In all my years of RV use, I have never left either valve open as these systems are not built like home waste systems. They require additional care. I personally have been using a water softener for the last 6 years due to water quality where I am living and it certainly has it benefits both for the tanks, the water delivery system, hot water system and for washing. The only time I will have any tank odor is usually when it's 100F - 110F outside and the tanks are nearly full or I have forgotten to run water into the Splendide machine to fill that trap as we don't use the washer part of the machine, only the dryer for anything that gets hand washed.

I have used primarily Thetford Formaldehyde Free Supreme Green Biodegradable for the black tank as it comes with an easy to measure spout. A treatment goes in after every full black tank dump and flush. For the grey, I use Thetford Campa Chem 8 oz. bottles, again biodegradeable but not FF, however the grey gets a treatment once or twice a month, maybe more often in extremely hot weather.

I have never had any problem with either tank system, other than to replace both valves when one of them developed a small leak.

For those that like to leave your valves open for the convenience, and not having to think about them, you are causing yourself more work and eventually more money to fix problems later. It really takes only a second or two to push the tank level indicator as you walk by just to see whether they will need dumping or not in the next day or two.

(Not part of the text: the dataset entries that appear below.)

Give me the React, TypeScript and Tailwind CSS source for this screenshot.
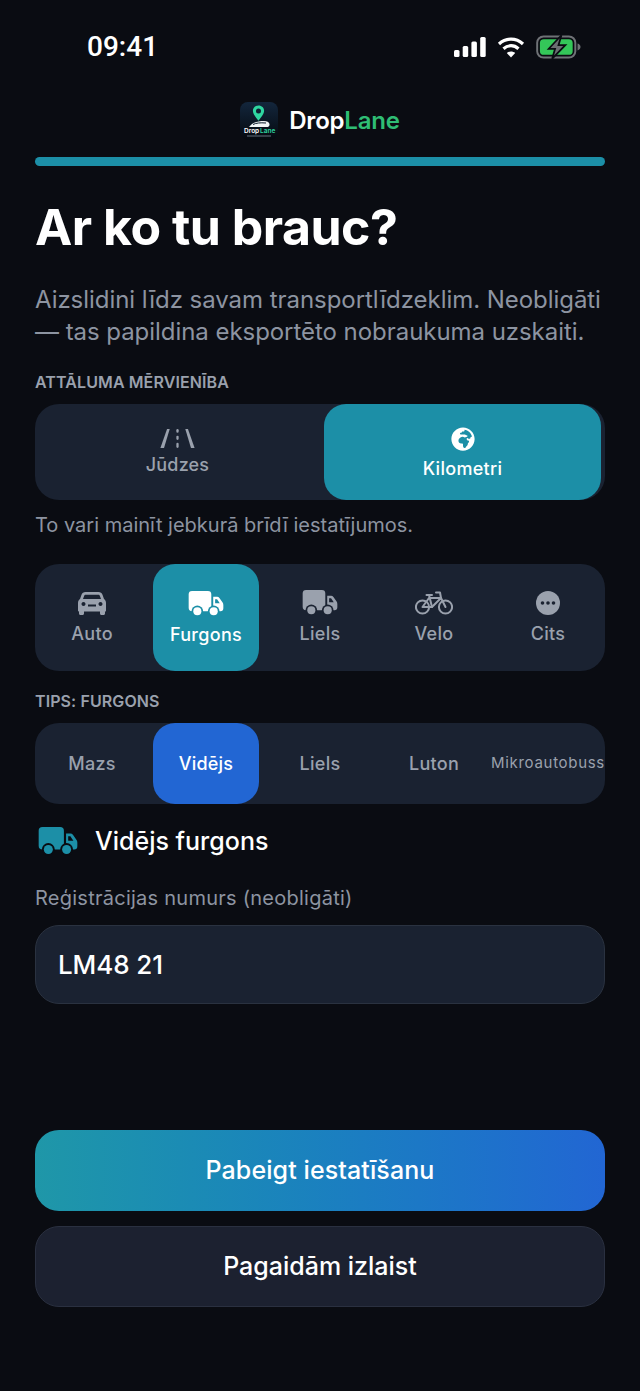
import { FaGlobeAfrica } from "react-icons/fa";

const font = { fontFamily: "Inter, 'Noto Sans', sans-serif" };

function Truck({ className, ring }: { className: string; ring: string }) {
  return (
    <svg viewBox="0 0 36 27" className={className} fill="currentColor">
      <path d="M3.500 0H20a3.500 3.500 0 0 1 3.500 3.500V21H3.500A3.500 3.500 0 0 1 0 17.500v-14A3.500 3.500 0 0 1 3.500 0Z" />
      <path d="M25 6h4.500c1 0 1.800.4 2.400 1.200l3.200 4.600c.6.8.9 1.700.9 2.700V18a3 3 0 0 1-3 3h-7.500V6Z" />
      <path d="M27.500 8.500h2l2.800 4.300h-4.800Z" fill={ring} />
      <circle cx="9" cy="21" r="6" fill={ring} />
      <circle cx="9" cy="21" r="4.200" />
      <circle cx="26" cy="21" r="6" fill={ring} />
      <circle cx="26" cy="21" r="4.200" />
    </svg>
  );
}

function Car({ className }: { className: string }) {
  return (
    <svg viewBox="0 0 28 23" className={className} fill="currentColor">
      <path
        fillRule="evenodd"
        d="M7.500 0h13c2 0 3.300 1 4 2.800l1.500 4.200c1.300 1 2 2.300 2 4v7.500c0 .8-.5 1.200-1.200 1.200H27V21.500c0 .8-.6 1.500-1.500 1.500h-2c-.9 0-1.500-.7-1.500-1.500V19.500H6v2c0 .8-.6 1.500-1.500 1.500h-2C1.600 23 1 22.300 1 21.500V19.700H1.200C.5 19.700 0 19.300 0 18.500V11c0-1.700.7-3 2-4l1.500-4.200C4.200 1 5.500 0 7.500 0Zm.3 2.700c-.9 0-1.400.4-1.700 1.200L5 7h18l-1.100-3.100c-.3-.8-.8-1.200-1.700-1.200H7.800ZM3.500 12c0 1.200.9 2 2 2s2-.8 2-2-.9-2-2-2-2 .8-2 2Zm17 0c0 1.200.9 2 2 2s2-.8 2-2-.9-2-2-2-2 .8-2 2ZM10 12.500v2h8v-2h-8Z"
      />
    </svg>
  );
}

function Bike({ className }: { className: string }) {
  return (
    <svg viewBox="0 0 38 24" className={className} fill="none" stroke="currentColor" strokeWidth="2" strokeLinecap="round" strokeLinejoin="round">
      <circle cx="7.500" cy="16" r="6.600" />
      <circle cx="30.500" cy="16" r="6.600" />
      <path d="M7.500 16 14 7h12M7.500 16H17L26 7l4.500 9" />
      <path d="M11.500 4h5.500M14 4l3 12" />
      <path d="M21 1.500h4L26 7" />
    </svg>
  );
}

function Road({ className }: { className: string }) {
  return (
    <svg viewBox="0 0 36 20" className={className} fill="currentColor">
      <path d="M7 0h2.800L3.800 20H0Z" />
      <path d="M29 0h-2.800L32.200 20H36Z" />
      <rect x="16.800" y="0" width="2.400" height="4" rx="1.200" />
      <rect x="16.800" y="7" width="2.400" height="4.500" rx="1.200" />
      <rect x="16.800" y="14.500" width="2.400" height="5.500" rx="1.200" />
    </svg>
  );
}

function More({ className }: { className: string }) {
  return (
    <svg viewBox="0 0 24 24" className={className}>
      <circle cx="12" cy="12" r="12" fill="currentColor" />
      <circle cx="6.500" cy="12" r="1.800" fill="#1a2231" />
      <circle cx="12" cy="12" r="1.800" fill="#1a2231" />
      <circle cx="17.500" cy="12" r="1.800" fill="#1a2231" />
    </svg>
  );
}

function Logo() {
  return (
    <svg viewBox="0 0 38 38" className="h-[38px] w-[38px]">
      <defs>
        <linearGradient id="logoBg" x1="0" y1="0" x2="0" y2="1">
          <stop offset="0" stopColor="#13263c" />
          <stop offset="1" stopColor="#05090f" />
        </linearGradient>
      </defs>
      <rect width="38" height="38" rx="8" fill="url(#logoBg)" />
      <path
        fillRule="evenodd"
        d="M18.500 3.500c3.300 0 5.600 2.400 5.600 5.300 0 3.400-3.200 6.800-5.600 10-2.400-3.200-5.600-6.600-5.600-10 0-2.900 2.300-5.300 5.600-5.300Zm0 2.900a2.500 2.500 0 1 0 0 5 2.500 2.500 0 0 0 0-5Z"
        fill="#2fd6a0"
      />
      <path d="M9 25c4-5 9-6 15-6 3 0 5 1 5.500 3 .2 2-1 3-3 3H9Z" fill="#f2f5f7" />
      <path d="M13 22.500c3-1.500 7-2 13-1.500" stroke="#0b1a2a" strokeWidth="1" fill="none" />
      <text x="4" y="31" fontSize="6.500" fontWeight="600" fill="#ffffff" fontFamily="Inter, sans-serif">
        Drop
      </text>
      <text x="20" y="31" fontSize="6.500" fontWeight="600" fill="#2fd6a0" fontFamily="Inter, sans-serif">
        Lane
      </text>
      <rect x="7" y="33.500" width="24" height="1" fill="#65707d" />
    </svg>
  );
}

function StatusBar() {
  return (
    <div className="flex h-[94px] items-center justify-between pl-[87px] pr-[59px]">
      <span className="text-[28px] font-medium leading-none text-white" style={{ fontFamily: "Roboto, sans-serif" }}>
        09:41
      </span>
      <div className="flex items-center gap-[11px]">
        <svg viewBox="0 0 32 20" className="h-[20px] w-[32px]" fill="#ffffff">
          <rect x="0" y="13" width="5.500" height="7" rx="1.500" />
          <rect x="8.700" y="9" width="5.500" height="11" rx="1.500" />
          <rect x="17.400" y="4.500" width="5.500" height="15.500" rx="1.500" />
          <rect x="26.200" y="0" width="5.500" height="20" rx="1.500" />
        </svg>
        <svg viewBox="0 0 28 22" className="h-[22px] w-[28px]" fill="none" stroke="#ffffff" strokeWidth="3.200">
          <path d="M2 8c7-6.500 17-6.500 24 0" />
          <path d="M6.500 12.700c4.500-4 10.500-4 15 0" />
          <path d="M14 21.500 9.800 17c2.500-2 5.900-2 8.400 0Z" fill="#ffffff" stroke="none" />
        </svg>
        <svg viewBox="0 0 46 24" className="h-[24px] w-[45px]">
          <rect x="1.200" y="1.200" width="39" height="21.600" rx="6.500" fill="none" stroke="#6f7276" strokeWidth="2" />
          <rect x="4" y="4" width="33.500" height="16" rx="4" fill="#34c759" />
          <path d="M42.500 8.500c2 .6 3 2 3 3.500s-1 2.900-3 3.500Z" fill="#6f7276" />
          <path d="M26 0 13 13.800h6.500L16.500 24 30 10.200h-7Z" fill="#6b6e72" stroke="#0a0c12" strokeWidth="1.800" />
        </svg>
      </div>
    </div>
  );
}

const vehicles = [
  { label: "Auto", icon: <Car className="h-[23px] w-[28px]" /> },
  { label: "Furgons", active: true, icon: <Truck className="h-[26px] w-[36px]" ring="#1c8fa7" /> },
  { label: "Liels", icon: <Truck className="h-[26px] w-[36px]" ring="#1a2231" /> },
  { label: "Velo", icon: <Bike className="h-[24px] w-[38px]" /> },
  { label: "Cits", icon: <More className="h-[24px] w-[24px]" /> },
];

const types = ["Mazs", "Vidējs", "Liels", "Luton", "Mikroautobuss"];

export default function App() {
  return (
    <div className="flex h-[1391px] w-[640px] flex-col overflow-hidden bg-[#0a0c12]" style={font}>
      <StatusBar />

      <div className="mt-[8px] flex h-[38px] items-center justify-center gap-[11px]">
        <Logo />
        <span className="text-[24px] font-semibold leading-none tracking-[-0.2px] text-white">
          Drop<span className="text-[#2fbd74]">Lane</span>
        </span>
      </div>

      <div className="flex flex-1 flex-col px-[35px]">
        <div className="mt-[17px] h-[9px] rounded-full bg-[#1c8fa7]" />

        <h1 className="mt-[32px] text-[50px] font-bold leading-[58px] tracking-[-0.5px] text-white">Ar ko tu brauc?</h1>

        <p className="mt-[28px] whitespace-nowrap text-[24px] leading-[32px] tracking-[-0.05px] text-[#8d94a1]">
          Aizslidini līdz savam transportlīdzeklim. Neobligāti
          <br />— tas papildina eksportēto nobraukuma uzskaiti.
        </p>

        <div className="mt-[24px] text-[16px] font-semibold leading-[20px] tracking-[0.1px] text-[#9aa1ad]">ATTĀLUMA MĒRVIENĪBA</div>

        <div className="mt-[12px] grid h-[96px] grid-cols-2 rounded-[24px] bg-[#1a2231]">
          <div className="flex flex-col items-center justify-center gap-[6px] text-[#9aa1ad]">
            <Road className="h-[19px] w-[35px]" />
            <span className="text-[18px] font-medium leading-[22px] tracking-[0.2px]">Jūdzes</span>
          </div>
          <div className="mx-1 flex flex-col items-center justify-center gap-[7px] rounded-[22px] bg-[#1c8fa7] pt-[3px] text-white">
            <FaGlobeAfrica className="h-[24px] w-[24px]" />
            <span className="text-[18px] font-medium leading-[22px] tracking-[0.3px]">Kilometri</span>
          </div>
        </div>

        <p className="mt-[11px] text-[20px] leading-[28px] text-[#8d94a1]">To vari mainīt jebkurā brīdī iestatījumos.</p>

        <div className="mt-[25px] grid h-[107px] grid-cols-5 rounded-[24px] bg-[#1a2231]">
          {vehicles.map((v) => (
            <div
              key={v.label}
              className={
                v.active
                  ? "mx-1 flex flex-col items-center justify-center gap-[5px] rounded-[22px] bg-[#1c8fa7] pt-[1px] text-white"
                  : "mx-1 flex flex-col items-center justify-center gap-[5px] text-[#9aa1ad]"
              }
            >
              <div className="flex h-[28px] items-center">{v.icon}</div>
              <span className="text-[18px] font-medium leading-[24px] tracking-[0.3px]">{v.label}</span>
            </div>
          ))}
        </div>

        <div className="mt-[20px] text-[16px] font-semibold leading-[20px] tracking-[0.1px] text-[#9aa1ad]">TIPS: FURGONS</div>

        <div className="mt-[12px] grid h-[81px] grid-cols-5 rounded-[24px] bg-[#1a2231]">
          {types.map((t) => (
            <div
              key={t}
              className={
                t === "Vidējs"
                  ? "mx-1 flex items-center justify-center rounded-[22px] bg-[#2266d3] text-[18px] font-medium tracking-[0.2px] text-white"
                  : t === "Mikroautobuss"
                    ? "flex items-center justify-center whitespace-nowrap text-[15px] font-normal tracking-[0.7px] text-[#9aa1ad]"
                    : "mx-1 flex items-center justify-center text-[18px] font-medium tracking-[0.3px] text-[#9aa1ad]"
              }
            >
              {t}
            </div>
          ))}
        </div>

        <div className="mt-[21px] flex h-[32px] items-center gap-[17px] pl-[3px]">
          <Truck className="h-[29px] w-[40px] text-[#1c8fa7]" ring="#0a0c12" />
          <span className="text-[25px] font-medium leading-none text-white">Vidējs furgons</span>
        </div>

        <div className="mt-[27px] text-[20px] leading-[28px] tracking-[0.25px] text-[#8d94a1]">Reģistrācijas numurs (neobligāti)</div>

        <div className="mt-[13px] flex h-[79px] items-center rounded-[24px] border border-[#2a3240] bg-[#1a2231] px-[22px] text-[26px] font-medium tracking-[-0.1px] text-white">
          LM48 21
        </div>

        <div className="mt-[126px] flex h-[81px] items-center justify-center rounded-[24px] bg-gradient-to-r from-[#1f97a8] to-[#2266d3] text-[25px] font-medium tracking-[0.1px] text-white">
          Pabeigt iestatīšanu
        </div>

        <div className="mt-[15px] flex h-[81px] items-center justify-center rounded-[24px] border border-[#2a3040] bg-[#1c2130] text-[25px] font-medium text-white">
          Pagaidām izlaist
        </div>
      </div>
    </div>
  );
}
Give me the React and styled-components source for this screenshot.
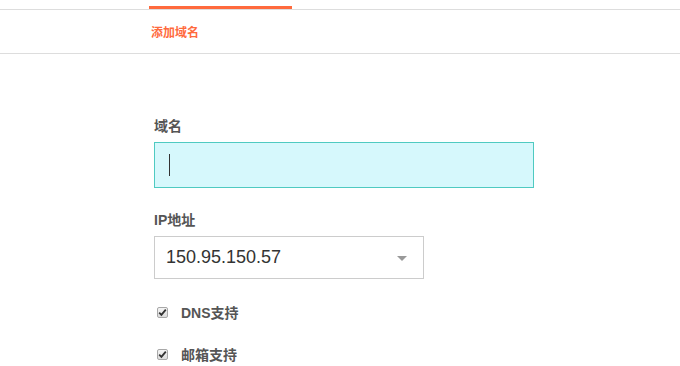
import React from "react";
import styled, { createGlobalStyle } from "styled-components";

const GlobalStyle = createGlobalStyle`
  html, body {
    margin: 0;
    padding: 0;
    background: #ffffff;
  }
  body {
    font-family: "Liberation Sans", "Noto Sans CJK SC", Arial, sans-serif;
    color: #555555;
  }
`;

const PageStyle = styled.div`
  width: 680px;
  height: 366px;
  overflow: hidden;
  padding-top: 9px;
  box-sizing: border-box;
`;

// tabs
const TabBarStyle = styled.nav`
  display: flex;
  align-items: center;
  height: 43px;
  border-top: 1px solid #dddddd;
  border-bottom: 1px solid #dddddd;
  padding-left: 149px;
`;
const TabStyle = styled.div`
  position: relative;
  display: flex;
  align-items: center;
  width: 143px;
  height: 100%;
  padding-left: 2px;
  box-sizing: border-box;
  font-size: 12px;
  font-weight: bold;
  color: ${(p) => (p.$active ? "#ff6a3d" : "#666666")};

  &::before {
    content: "";
    display: ${(p) => (p.$active ? "block" : "none")};
    position: absolute;
    left: 0;
    right: 0;
    top: -4px;
    height: 3px;
    background: #ff6a3d;
  }
`;

// form
const FormStyle = styled.form`
  display: flex;
  flex-direction: column;
  padding: 63px 0 0 154px;
`;
const LabelStyle = styled.label`
  display: block;
  font-size: 14px;
  font-weight: bold;
  line-height: 18px;
  color: #555555;
  margin-bottom: 7px;
`;
const TextFieldStyle = styled.div`
  display: flex;
  align-items: center;
  width: 380px;
  height: 46px;
  box-sizing: border-box;
  padding-left: 14px;
  border: 1px solid #4fcac1;
  background: #d6f8fc;
  margin-bottom: 23px;
`;
const CaretStyle = styled.span`
  display: block;
  width: 1px;
  height: 22px;
  background: #333333;
`;
const SelectStyle = styled.div`
  display: flex;
  align-items: center;
  justify-content: space-between;
  width: 270px;
  height: 43px;
  box-sizing: border-box;
  padding: 0 16px 0 11px;
  border: 1px solid #cccccc;
  background: #ffffff;
  font-size: 18px;
  color: #333333;
  margin-bottom: 23px;
`;
const ArrowStyle = styled.span`
  width: 0;
  height: 0;
  border-left: 5px solid transparent;
  border-right: 5px solid transparent;
  border-top: 5px solid #999999;
  margin-top: 1px;
`;
const CheckRowStyle = styled.label`
  display: flex;
  align-items: center;
  height: 20px;
  margin-left: 3px;
  margin-bottom: 22px;
  font-size: 14px;
  font-weight: bold;
  color: #555555;
`;
const CheckBoxStyle = styled.span`
  display: flex;
  align-items: center;
  justify-content: center;
  width: 11px;
  height: 11px;
  box-sizing: border-box;
  border: 1px solid #a8a8a8;
  border-radius: 2px;
  background: linear-gradient(#f4f4f4, #dcdcdc);
  margin-right: 13px;
`;

const CheckBox = () => (
  <CheckBoxStyle>
    <svg width="9" height="9" viewBox="0 0 9 9">
      <path d="M1.2 4.6 L3.4 6.8 L7.8 1.6" fill="none" stroke="#333" strokeWidth="1.8" />
    </svg>
  </CheckBoxStyle>
);

const App = () => {
  return (
    <PageStyle>
      <GlobalStyle />
      <TabBarStyle>
        <TabStyle $active>添加域名</TabStyle>
      </TabBarStyle>

      <FormStyle>
        <LabelStyle>域名</LabelStyle>
        <TextFieldStyle>
          <CaretStyle />
        </TextFieldStyle>

        <LabelStyle>IP地址</LabelStyle>
        <SelectStyle>
          <span>150.95.150.57</span>
          <ArrowStyle />
        </SelectStyle>

        <CheckRowStyle>
          <CheckBox />
          DNS支持
        </CheckRowStyle>
        <CheckRowStyle>
          <CheckBox />
          邮箱支持
        </CheckRowStyle>
      </FormStyle>
    </PageStyle>
  );
};

export default App;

I happen to be currently located in an area of Valencia Travel Village RV Park where they only provide electric, TV, and water. They have an internal Park service stop every two days to pump tanks. Typically, my grey will be about 3/4 and my black will only get dumped when I place a red indicator on the handle to dump it, generally every 6-8 days. If the tanks are not full enough when I want them dumped, I will add water to them to bring up to the top. Very easy to do.